┏━━

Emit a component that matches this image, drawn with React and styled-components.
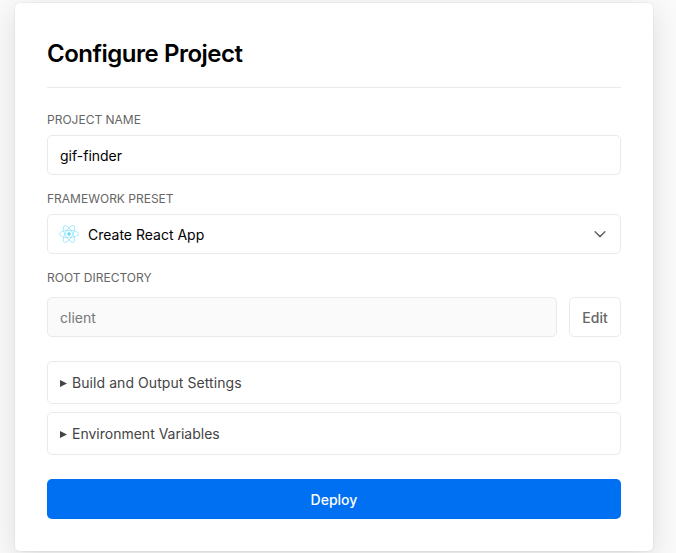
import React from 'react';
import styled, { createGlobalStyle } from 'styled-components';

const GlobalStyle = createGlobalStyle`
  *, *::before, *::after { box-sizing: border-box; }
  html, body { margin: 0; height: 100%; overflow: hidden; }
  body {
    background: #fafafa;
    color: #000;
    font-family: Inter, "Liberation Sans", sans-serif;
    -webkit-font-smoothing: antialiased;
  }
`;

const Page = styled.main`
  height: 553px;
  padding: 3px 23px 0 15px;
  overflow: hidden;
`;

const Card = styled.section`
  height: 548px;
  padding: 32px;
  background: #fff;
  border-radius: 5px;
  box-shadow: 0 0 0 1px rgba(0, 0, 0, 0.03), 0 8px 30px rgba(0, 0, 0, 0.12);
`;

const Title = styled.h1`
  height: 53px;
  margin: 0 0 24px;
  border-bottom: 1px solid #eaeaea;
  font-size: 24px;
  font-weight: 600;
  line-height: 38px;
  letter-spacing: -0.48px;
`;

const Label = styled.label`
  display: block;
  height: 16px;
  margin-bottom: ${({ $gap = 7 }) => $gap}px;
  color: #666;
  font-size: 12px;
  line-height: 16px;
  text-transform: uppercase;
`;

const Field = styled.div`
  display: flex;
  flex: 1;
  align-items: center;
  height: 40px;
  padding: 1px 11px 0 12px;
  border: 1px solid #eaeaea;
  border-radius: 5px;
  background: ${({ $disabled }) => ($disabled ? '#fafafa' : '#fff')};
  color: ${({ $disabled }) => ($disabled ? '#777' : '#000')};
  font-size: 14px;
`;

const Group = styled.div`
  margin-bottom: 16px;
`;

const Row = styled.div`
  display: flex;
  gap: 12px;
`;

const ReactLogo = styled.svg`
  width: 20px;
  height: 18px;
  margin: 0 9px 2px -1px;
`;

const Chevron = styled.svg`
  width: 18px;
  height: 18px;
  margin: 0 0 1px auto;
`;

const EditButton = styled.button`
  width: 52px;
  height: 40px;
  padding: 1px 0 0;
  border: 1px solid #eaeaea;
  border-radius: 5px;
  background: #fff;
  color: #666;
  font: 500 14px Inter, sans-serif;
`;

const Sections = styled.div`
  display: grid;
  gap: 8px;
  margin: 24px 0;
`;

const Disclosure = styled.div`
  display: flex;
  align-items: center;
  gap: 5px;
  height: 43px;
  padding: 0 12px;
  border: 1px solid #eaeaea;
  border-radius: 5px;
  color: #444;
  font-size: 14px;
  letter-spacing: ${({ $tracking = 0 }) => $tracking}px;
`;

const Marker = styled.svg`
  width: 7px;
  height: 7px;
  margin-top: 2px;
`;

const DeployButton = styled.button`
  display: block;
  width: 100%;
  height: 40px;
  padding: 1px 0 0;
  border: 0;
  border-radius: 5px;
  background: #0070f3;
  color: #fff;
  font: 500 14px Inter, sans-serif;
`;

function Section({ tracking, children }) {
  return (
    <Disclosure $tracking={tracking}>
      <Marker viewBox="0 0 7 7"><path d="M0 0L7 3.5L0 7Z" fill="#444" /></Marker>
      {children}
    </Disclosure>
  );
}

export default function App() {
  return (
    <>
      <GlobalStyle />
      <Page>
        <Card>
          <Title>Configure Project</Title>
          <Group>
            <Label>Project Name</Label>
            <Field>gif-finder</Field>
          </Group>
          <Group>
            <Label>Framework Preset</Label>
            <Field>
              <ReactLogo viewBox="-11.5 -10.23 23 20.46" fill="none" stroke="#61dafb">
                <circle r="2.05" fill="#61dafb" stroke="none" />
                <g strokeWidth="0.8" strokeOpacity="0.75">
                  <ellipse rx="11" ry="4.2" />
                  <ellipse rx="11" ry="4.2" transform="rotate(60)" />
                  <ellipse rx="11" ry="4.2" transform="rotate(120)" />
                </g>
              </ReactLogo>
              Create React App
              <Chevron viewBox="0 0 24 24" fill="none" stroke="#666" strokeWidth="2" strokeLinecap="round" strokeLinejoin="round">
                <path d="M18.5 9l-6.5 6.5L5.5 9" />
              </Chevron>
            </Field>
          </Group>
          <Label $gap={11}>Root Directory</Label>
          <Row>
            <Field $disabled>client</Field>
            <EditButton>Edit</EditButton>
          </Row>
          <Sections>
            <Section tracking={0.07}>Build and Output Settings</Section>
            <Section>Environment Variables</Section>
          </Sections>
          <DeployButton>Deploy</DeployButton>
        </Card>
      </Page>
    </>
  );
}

┗━━

• _Problem description_: Transcribe the whole listing exactly. Pictures are excluded.

• _Solution_:
Emit a component that matches this image, drawn with React and styled-components.
import React from 'react';
import styled, { createGlobalStyle } from 'styled-components';

const GlobalStyle = createGlobalStyle`
  *, *::before, *::after { box-sizing: border-box; }
  html, body { margin: 0; height: 100%; overflow: hidden; }
  body {
    background: #fafafa;
    color: #000;
    font-family: Inter, "Liberation Sans", sans-serif;
    -webkit-font-smoothing: antialiased;
  }
`;

const Page = styled.main`
  height: 553px;
  padding: 3px 23px 0 15px;
  overflow: hidden;
`;

const Card = styled.section`
  height: 548px;
  padding: 32px;
  background: #fff;
  border-radius: 5px;
  box-shadow: 0 0 0 1px rgba(0, 0, 0, 0.03), 0 8px 30px rgba(0, 0, 0, 0.12);
`;

const Title = styled.h1`
  height: 53px;
  margin: 0 0 24px;
  border-bottom: 1px solid #eaeaea;
  font-size: 24px;
  font-weight: 600;
  line-height: 38px;
  letter-spacing: -0.48px;
`;

const Label = styled.label`
  display: block;
  height: 16px;
  margin-bottom: ${({ $gap = 7 }) => $gap}px;
  color: #666;
  font-size: 12px;
  line-height: 16px;
  text-transform: uppercase;
`;

const Field = styled.div`
  display: flex;
  flex: 1;
  align-items: center;
  height: 40px;
  padding: 1px 11px 0 12px;
  border: 1px solid #eaeaea;
  border-radius: 5px;
  background: ${({ $disabled }) => ($disabled ? '#fafafa' : '#fff')};
  color: ${({ $disabled }) => ($disabled ? '#777' : '#000')};
  font-size: 14px;
`;

const Group = styled.div`
  margin-bottom: 16px;
`;

const Row = styled.div`
  display: flex;
  gap: 12px;
`;

const ReactLogo = styled.svg`
  width: 20px;
  height: 18px;
  margin: 0 9px 2px -1px;
`;

const Chevron = styled.svg`
  width: 18px;
  height: 18px;
  margin: 0 0 1px auto;
`;

const EditButton = styled.button`
  width: 52px;
  height: 40px;
  padding: 1px 0 0;
  border: 1px solid #eaeaea;
  border-radius: 5px;
  background: #fff;
  color: #666;
  font: 500 14px Inter, sans-serif;
`;

const Sections = styled.div`
  display: grid;
  gap: 8px;
  margin: 24px 0;
`;

const Disclosure = styled.div`
  display: flex;
  align-items: center;
  gap: 5px;
  height: 43px;
  padding: 0 12px;
  border: 1px solid #eaeaea;
  border-radius: 5px;
  color: #444;
  font-size: 14px;
  letter-spacing: ${({ $tracking = 0 }) => $tracking}px;
`;

const Marker = styled.svg`
  width: 7px;
  height: 7px;
  margin-top: 2px;
`;

const DeployButton = styled.button`
  display: block;
  width: 100%;
  height: 40px;
  padding: 1px 0 0;
  border: 0;
  border-radius: 5px;
  background: #0070f3;
  color: #fff;
  font: 500 14px Inter, sans-serif;
`;

function Section({ tracking, children }) {
  return (
    <Disclosure $tracking={tracking}>
      <Marker viewBox="0 0 7 7"><path d="M0 0L7 3.5L0 7Z" fill="#444" /></Marker>
      {children}
    </Disclosure>
  );
}

export default function App() {
  return (
    <>
      <GlobalStyle />
      <Page>
        <Card>
          <Title>Configure Project</Title>
          <Group>
            <Label>Project Name</Label>
            <Field>gif-finder</Field>
          </Group>
          <Group>
            <Label>Framework Preset</Label>
            <Field>
              <ReactLogo viewBox="-11.5 -10.23 23 20.46" fill="none" stroke="#61dafb">
                <circle r="2.05" fill="#61dafb" stroke="none" />
                <g strokeWidth="0.8" strokeOpacity="0.75">
                  <ellipse rx="11" ry="4.2" />
                  <ellipse rx="11" ry="4.2" transform="rotate(60)" />
                  <ellipse rx="11" ry="4.2" transform="rotate(120)" />
                </g>
              </ReactLogo>
              Create React App
              <Chevron viewBox="0 0 24 24" fill="none" stroke="#666" strokeWidth="2" strokeLinecap="round" strokeLinejoin="round">
                <path d="M18.5 9l-6.5 6.5L5.5 9" />
              </Chevron>
            </Field>
          </Group>
          <Label $gap={11}>Root Directory</Label>
          <Row>
            <Field $disabled>client</Field>
            <EditButton>Edit</EditButton>
          </Row>
          <Sections>
            <Section tracking={0.07}>Build and Output Settings</Section>
            <Section>Environment Variables</Section>
          </Sections>
          <DeployButton>Deploy</DeployButton>
        </Card>
      </Page>
    </>
  );
}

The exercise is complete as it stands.